Begin with the first line below and retype each line exactly through the line containing "via-[#f4f4f5] via-45% to-[#cccccc]';". Any pictures are to be left out.

****

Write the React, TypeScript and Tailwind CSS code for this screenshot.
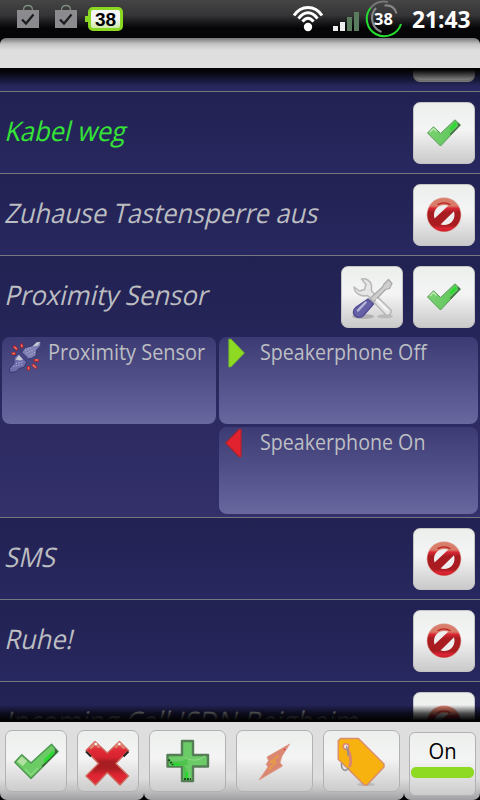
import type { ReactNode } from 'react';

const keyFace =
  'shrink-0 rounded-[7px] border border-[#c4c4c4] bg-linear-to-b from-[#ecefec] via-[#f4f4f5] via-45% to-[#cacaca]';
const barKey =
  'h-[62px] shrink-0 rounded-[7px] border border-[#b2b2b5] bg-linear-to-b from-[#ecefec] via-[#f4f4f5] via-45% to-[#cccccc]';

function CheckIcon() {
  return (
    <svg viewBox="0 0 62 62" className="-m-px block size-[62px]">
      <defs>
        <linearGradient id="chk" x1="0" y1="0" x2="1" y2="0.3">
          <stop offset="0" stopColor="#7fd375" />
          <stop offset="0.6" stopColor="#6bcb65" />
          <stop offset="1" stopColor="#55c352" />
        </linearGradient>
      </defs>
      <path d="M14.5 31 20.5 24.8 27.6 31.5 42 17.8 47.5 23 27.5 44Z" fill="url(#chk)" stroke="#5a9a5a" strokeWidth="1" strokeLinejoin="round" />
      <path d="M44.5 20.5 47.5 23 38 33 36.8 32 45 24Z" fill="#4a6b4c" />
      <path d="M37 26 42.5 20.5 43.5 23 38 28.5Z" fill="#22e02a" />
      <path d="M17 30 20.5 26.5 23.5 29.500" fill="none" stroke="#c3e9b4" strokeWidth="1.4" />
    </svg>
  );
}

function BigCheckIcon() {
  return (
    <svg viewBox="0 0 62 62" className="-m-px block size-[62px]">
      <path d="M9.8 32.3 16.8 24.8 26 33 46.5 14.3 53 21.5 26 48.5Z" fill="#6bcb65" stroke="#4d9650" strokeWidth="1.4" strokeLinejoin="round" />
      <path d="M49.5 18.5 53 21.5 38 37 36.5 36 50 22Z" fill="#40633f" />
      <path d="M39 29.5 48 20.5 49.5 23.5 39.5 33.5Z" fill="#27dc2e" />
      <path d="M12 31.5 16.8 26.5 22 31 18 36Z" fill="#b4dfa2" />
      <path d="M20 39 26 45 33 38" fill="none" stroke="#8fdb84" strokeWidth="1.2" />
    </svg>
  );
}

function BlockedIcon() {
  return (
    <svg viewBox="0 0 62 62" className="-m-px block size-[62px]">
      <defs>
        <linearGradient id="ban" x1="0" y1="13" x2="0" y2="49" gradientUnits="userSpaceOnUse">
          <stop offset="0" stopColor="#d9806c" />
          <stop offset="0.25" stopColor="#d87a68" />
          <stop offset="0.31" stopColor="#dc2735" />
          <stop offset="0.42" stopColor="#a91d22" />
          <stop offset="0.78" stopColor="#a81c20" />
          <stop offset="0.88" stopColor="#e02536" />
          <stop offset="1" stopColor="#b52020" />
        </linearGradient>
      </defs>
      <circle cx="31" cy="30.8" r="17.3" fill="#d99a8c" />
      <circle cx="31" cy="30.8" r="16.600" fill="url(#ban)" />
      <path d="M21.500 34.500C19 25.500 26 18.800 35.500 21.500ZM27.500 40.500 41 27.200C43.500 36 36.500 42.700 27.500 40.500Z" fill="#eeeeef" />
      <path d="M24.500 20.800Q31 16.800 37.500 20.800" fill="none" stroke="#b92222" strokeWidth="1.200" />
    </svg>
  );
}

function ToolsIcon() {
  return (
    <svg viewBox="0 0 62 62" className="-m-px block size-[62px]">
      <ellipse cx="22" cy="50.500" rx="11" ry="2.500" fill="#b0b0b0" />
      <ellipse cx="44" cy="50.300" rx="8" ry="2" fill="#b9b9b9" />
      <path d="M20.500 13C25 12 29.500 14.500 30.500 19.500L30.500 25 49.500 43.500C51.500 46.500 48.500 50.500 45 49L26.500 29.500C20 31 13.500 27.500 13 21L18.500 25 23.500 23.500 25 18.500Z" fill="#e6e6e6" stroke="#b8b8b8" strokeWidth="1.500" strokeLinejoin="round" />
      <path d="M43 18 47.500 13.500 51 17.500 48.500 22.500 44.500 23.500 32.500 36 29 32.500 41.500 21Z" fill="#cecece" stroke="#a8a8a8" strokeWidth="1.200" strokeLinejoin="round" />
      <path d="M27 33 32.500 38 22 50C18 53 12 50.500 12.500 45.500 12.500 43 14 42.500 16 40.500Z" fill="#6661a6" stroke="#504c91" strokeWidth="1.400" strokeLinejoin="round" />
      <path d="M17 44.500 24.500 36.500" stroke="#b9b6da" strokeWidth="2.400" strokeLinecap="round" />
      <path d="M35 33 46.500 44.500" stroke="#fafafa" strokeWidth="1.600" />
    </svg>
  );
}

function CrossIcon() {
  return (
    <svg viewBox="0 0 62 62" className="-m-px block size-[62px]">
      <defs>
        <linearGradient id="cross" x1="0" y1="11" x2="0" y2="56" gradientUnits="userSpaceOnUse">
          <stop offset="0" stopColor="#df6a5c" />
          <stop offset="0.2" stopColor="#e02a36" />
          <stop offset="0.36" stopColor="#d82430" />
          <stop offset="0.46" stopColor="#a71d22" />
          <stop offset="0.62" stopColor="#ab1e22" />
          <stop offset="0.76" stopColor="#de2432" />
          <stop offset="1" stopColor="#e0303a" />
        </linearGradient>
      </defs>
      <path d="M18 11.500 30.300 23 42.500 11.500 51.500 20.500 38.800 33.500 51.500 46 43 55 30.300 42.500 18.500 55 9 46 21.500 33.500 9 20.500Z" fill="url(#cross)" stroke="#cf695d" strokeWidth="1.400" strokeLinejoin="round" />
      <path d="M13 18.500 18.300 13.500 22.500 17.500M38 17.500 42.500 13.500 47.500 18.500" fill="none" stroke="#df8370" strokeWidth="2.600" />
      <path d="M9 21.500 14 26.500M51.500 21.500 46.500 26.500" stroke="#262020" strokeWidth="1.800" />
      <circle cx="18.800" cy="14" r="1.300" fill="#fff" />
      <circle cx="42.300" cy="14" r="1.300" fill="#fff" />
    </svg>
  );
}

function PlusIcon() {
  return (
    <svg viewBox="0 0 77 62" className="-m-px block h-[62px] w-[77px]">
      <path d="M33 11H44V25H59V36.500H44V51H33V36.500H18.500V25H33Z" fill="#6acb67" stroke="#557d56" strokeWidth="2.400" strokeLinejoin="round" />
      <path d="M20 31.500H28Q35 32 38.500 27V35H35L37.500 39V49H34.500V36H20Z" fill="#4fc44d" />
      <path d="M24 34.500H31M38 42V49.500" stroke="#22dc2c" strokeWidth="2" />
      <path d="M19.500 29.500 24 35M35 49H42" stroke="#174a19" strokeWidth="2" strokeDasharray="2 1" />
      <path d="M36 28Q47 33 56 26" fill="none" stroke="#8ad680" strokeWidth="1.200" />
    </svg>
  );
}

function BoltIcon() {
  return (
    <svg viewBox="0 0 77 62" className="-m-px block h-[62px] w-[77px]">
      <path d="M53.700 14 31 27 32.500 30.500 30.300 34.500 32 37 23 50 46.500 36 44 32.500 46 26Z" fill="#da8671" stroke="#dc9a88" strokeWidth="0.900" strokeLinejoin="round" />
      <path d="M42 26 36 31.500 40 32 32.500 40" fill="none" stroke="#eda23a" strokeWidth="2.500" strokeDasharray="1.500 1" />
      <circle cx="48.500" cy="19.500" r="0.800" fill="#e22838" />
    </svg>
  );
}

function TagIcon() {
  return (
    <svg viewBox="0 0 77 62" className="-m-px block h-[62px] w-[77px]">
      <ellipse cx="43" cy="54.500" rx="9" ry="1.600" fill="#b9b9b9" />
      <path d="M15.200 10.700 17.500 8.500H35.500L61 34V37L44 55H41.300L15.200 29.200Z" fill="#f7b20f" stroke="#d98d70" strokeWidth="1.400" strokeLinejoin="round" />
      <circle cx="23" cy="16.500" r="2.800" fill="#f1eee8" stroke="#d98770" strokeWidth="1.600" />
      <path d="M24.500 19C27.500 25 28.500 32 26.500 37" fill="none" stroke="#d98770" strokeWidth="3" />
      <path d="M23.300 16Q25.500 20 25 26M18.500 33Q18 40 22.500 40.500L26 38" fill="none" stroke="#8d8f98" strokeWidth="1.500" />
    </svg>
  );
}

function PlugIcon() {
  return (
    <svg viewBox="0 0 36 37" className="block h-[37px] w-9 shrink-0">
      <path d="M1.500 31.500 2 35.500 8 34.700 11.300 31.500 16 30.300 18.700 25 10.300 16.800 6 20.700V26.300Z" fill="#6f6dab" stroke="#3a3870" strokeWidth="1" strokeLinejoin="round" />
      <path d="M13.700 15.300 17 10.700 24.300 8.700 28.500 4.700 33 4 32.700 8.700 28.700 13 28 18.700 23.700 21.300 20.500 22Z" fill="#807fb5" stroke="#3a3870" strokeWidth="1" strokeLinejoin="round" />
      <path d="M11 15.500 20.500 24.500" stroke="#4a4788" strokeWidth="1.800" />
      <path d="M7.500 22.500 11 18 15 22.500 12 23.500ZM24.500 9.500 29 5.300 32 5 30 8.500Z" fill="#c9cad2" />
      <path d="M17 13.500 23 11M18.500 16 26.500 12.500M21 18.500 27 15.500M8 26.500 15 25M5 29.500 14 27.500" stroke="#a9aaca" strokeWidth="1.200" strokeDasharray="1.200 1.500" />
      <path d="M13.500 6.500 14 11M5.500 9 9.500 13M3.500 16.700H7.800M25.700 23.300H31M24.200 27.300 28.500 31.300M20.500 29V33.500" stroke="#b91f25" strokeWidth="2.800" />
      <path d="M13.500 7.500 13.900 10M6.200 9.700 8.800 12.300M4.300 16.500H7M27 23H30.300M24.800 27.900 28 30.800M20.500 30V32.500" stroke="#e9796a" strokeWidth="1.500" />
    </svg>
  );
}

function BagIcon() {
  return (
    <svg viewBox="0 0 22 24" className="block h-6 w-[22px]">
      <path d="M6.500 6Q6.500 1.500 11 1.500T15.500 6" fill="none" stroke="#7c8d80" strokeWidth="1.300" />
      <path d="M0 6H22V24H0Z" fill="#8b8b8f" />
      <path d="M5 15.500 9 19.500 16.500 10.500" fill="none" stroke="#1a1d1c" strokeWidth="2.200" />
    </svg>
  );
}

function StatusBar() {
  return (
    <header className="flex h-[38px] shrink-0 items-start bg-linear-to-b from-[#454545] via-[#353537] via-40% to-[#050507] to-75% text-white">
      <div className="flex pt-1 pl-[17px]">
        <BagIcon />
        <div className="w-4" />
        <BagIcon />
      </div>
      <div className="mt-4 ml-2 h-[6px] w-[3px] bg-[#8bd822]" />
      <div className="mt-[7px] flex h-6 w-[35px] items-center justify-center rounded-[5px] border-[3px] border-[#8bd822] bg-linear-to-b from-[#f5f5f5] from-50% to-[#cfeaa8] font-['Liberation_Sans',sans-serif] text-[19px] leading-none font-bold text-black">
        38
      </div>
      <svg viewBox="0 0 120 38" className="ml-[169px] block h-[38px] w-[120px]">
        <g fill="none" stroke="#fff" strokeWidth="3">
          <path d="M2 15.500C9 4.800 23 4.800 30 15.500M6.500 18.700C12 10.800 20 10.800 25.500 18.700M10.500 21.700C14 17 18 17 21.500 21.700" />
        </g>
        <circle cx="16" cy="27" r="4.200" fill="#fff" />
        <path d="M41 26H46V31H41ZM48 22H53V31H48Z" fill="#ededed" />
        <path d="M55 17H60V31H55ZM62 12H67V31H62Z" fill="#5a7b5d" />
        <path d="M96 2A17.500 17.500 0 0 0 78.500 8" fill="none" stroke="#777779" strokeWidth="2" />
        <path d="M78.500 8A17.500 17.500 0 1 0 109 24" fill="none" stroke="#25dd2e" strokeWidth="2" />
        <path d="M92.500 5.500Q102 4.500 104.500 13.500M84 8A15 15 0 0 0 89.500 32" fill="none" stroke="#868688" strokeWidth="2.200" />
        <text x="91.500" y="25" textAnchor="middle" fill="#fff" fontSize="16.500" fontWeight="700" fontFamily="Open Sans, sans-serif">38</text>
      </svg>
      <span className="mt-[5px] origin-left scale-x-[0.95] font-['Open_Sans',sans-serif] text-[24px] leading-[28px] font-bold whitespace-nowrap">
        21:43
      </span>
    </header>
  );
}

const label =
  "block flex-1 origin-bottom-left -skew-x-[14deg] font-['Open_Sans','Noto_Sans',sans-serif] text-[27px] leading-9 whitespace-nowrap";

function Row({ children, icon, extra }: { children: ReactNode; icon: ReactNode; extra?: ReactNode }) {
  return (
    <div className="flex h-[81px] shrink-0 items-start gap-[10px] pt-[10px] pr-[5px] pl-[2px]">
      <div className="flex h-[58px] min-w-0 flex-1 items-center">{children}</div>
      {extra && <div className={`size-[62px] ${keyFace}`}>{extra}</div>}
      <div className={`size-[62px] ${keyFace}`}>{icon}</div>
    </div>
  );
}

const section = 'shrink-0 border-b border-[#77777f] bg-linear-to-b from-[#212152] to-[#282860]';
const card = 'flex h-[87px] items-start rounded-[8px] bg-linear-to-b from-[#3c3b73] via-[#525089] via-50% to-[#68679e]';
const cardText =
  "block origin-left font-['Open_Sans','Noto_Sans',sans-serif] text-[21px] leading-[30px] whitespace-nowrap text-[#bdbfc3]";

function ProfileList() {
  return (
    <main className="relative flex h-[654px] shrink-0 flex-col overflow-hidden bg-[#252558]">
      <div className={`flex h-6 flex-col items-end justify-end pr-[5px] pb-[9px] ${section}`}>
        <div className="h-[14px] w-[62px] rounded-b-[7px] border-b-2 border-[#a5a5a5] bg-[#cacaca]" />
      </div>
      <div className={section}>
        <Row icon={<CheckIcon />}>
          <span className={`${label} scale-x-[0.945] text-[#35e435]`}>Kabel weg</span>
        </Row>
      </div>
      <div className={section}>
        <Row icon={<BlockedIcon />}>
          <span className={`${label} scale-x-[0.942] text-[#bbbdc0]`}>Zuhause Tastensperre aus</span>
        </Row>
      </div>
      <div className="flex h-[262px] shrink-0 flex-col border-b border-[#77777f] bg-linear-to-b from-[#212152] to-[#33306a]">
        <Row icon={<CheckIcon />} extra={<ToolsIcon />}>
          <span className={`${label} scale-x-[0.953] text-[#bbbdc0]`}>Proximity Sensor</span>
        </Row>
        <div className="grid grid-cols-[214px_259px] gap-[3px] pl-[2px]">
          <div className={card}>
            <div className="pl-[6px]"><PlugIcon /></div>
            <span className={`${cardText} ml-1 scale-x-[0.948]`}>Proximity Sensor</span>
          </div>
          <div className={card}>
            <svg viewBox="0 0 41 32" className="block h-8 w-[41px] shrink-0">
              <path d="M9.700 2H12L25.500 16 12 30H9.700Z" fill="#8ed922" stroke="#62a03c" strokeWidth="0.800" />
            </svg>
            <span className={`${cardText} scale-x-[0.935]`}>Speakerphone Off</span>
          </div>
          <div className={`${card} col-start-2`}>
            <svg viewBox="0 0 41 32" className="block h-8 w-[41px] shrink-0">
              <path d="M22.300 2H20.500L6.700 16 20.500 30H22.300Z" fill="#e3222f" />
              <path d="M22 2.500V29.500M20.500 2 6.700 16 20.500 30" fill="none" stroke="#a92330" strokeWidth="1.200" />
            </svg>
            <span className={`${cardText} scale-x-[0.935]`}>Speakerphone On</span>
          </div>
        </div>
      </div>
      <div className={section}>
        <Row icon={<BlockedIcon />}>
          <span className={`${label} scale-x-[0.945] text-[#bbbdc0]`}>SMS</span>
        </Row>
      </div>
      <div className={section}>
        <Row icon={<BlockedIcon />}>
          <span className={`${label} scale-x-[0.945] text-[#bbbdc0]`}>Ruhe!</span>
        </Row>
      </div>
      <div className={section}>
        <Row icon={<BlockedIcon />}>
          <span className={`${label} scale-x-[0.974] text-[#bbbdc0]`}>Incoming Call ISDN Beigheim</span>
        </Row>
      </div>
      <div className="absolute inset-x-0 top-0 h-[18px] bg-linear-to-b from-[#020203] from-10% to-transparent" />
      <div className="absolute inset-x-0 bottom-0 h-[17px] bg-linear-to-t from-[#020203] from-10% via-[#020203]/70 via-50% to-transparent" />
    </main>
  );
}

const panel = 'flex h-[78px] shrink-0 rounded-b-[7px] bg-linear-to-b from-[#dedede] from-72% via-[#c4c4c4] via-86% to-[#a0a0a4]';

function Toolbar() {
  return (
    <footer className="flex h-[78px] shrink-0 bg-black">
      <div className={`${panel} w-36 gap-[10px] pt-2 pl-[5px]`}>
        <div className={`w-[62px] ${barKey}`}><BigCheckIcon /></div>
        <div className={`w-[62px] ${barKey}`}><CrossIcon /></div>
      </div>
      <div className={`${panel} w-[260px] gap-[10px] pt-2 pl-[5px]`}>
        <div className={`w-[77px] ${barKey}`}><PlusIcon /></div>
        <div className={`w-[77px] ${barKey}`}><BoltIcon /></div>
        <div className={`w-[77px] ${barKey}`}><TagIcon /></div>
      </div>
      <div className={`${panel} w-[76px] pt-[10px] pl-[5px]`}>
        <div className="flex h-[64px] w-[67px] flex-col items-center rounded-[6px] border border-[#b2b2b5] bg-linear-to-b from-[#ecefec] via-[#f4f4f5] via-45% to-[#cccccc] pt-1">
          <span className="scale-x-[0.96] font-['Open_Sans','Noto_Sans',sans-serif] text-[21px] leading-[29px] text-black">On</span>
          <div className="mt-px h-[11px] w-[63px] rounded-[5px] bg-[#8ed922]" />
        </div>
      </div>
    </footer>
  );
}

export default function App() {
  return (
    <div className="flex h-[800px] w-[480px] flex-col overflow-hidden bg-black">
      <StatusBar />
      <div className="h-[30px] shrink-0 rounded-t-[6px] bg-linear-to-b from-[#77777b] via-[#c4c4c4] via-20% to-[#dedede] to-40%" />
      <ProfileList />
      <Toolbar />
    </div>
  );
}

****

### CORRECT OUTPUT
Write the React, TypeScript and Tailwind CSS code for this screenshot.
import type { ReactNode } from 'react';

const keyFace =
  'shrink-0 rounded-[7px] border border-[#c4c4c4] bg-linear-to-b from-[#ecefec] via-[#f4f4f5] via-45% to-[#cacaca]';
const barKey =
  'h-[62px] shrink-0 rounded-[7px] border border-[#b2b2b5] bg-linear-to-b from-[#ecefec] via-[#f4f4f5] via-45% to-[#cccccc]';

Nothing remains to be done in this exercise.